Social Security is owed, not an entitlement

Behind the headlines calling for private accounts and trumpeting tax increases and benefits cuts for Social Security recipients, there lurk good intentions, political dogmas, past decisions by committee-think, and grotesque pandering to young and old.

How can this be explained in simplest terms, the media seems to wonder? How can we sell our root philosophy, the politicians ponder? Meanwhile, millions are being spent to “educate” you by calling on your emotions, clouding your reason, and confusing you over what is common sense by turning United States social security benefits and retirement discussion into double-talk and half-truths about voluntary, private accounts, and constant reference to “entitlements,” as though decades 0f contributions to Social Security equal some form of welfare..

The stakes are incredible. If you earn just $20,000 a year, starting at 18, with only a 1.5 % inflation salary increase, at age 65 you should accumulate $565,059 at a 3.3% inflation- adjusted interest rate. That’s under the current 6.2% contribution plan for workers and 6.2% for employers. Your retiring salary at 65 should be $40,266, and your benefits should be $25,391, slightly more than 60% of current salary – and net of income tax. You and your employer will have contributed $86,261 each to your retirement.

That scenario is what should happen. Unfortunately, past administrations have never established an actual individual fund for anyone. Part of the reason is the original law in the 1930s reflected the accounting reality of the day – millions of hand-entries in the insurance and banking industries, and hundreds of thousands of clerks and accountants tracking money. It would have been a costly nightmare to manage millions of pension accounts, especially voluntary, personal accounts by hand, and so tables were established and payments for personal accounts calculated on a set rate of return.

The following principles are critical to a fair United States Pension Plan:

Set the interest rate for Social Security bonds and payments at 3.3% above the current inflation rate, adjusted quarterly. This reform will guarantee a 60% or higher payment to every retirement recipient at age 65 and it will maintain the solvency of the trust fund and payments to personal accounts..
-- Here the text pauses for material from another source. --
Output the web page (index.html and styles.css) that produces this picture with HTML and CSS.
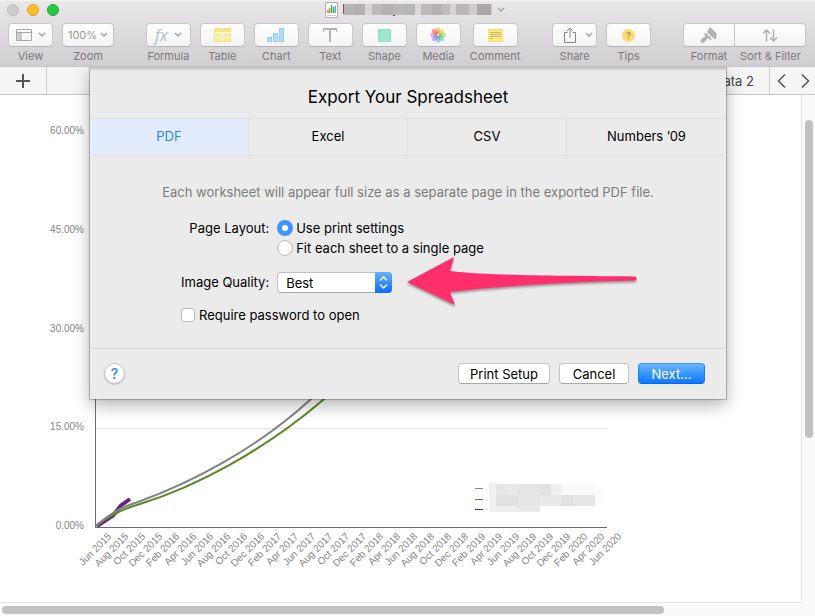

Raise the limit on contributions to $250,000 of annual wages, instead of the current cap of $118,000. If combined with principle #4 these high-income individuals will receive a commensurate return on their increased payments.

Base recipient payments solely on the amount contributed over their lifetime of work – in short, the sum of their set and voluntary contributions, employer contributions and interest earned. Personal accounts benefits will be based on the same formula – 3.3% above the current inflation rate.

Permit the designation of all individual contributions to be placed in the trust fund of another person or persons. For example, the $86,261 – accumulated by the $20,000 wage earner in our benefits table – could be transferred to the trust fund of a spouse, children, grandchildren or other loved ones. This voluntary allocation of private accounts would enhance their benefits and this estate would be part of their contribution base for future, similar endowments.

Remove all federal, state and local taxes on the payments of benefits to trust fund recipients. This reform for personal accounts is in exchange for sacrificing the interest earned by their contributions over a lifetime, tax free.

Invest the trust fund, not just in United States Treasury notes, but in municipal bonds, which are guaranteed by state or local tax bases. This would eliminate an enormous premium on interest rates, now paid by governments, and end excessive bond counsel and other fees, encouraging new school and road construction, and repairs to the nation’s infrastructure.

Allow the voluntary contribution of more than 6.2% by individuals. These voluntary pension private accounts would form part of the base of their retirement benefits. All funds and the interest they earned would be payable in the same manner as an I.R.A. – withdrawn as early as 59 1/2, with mandatory deductions at age 70. These disbursements would be taxable as withdrawn, and loans would be permitted under the current 401K rules.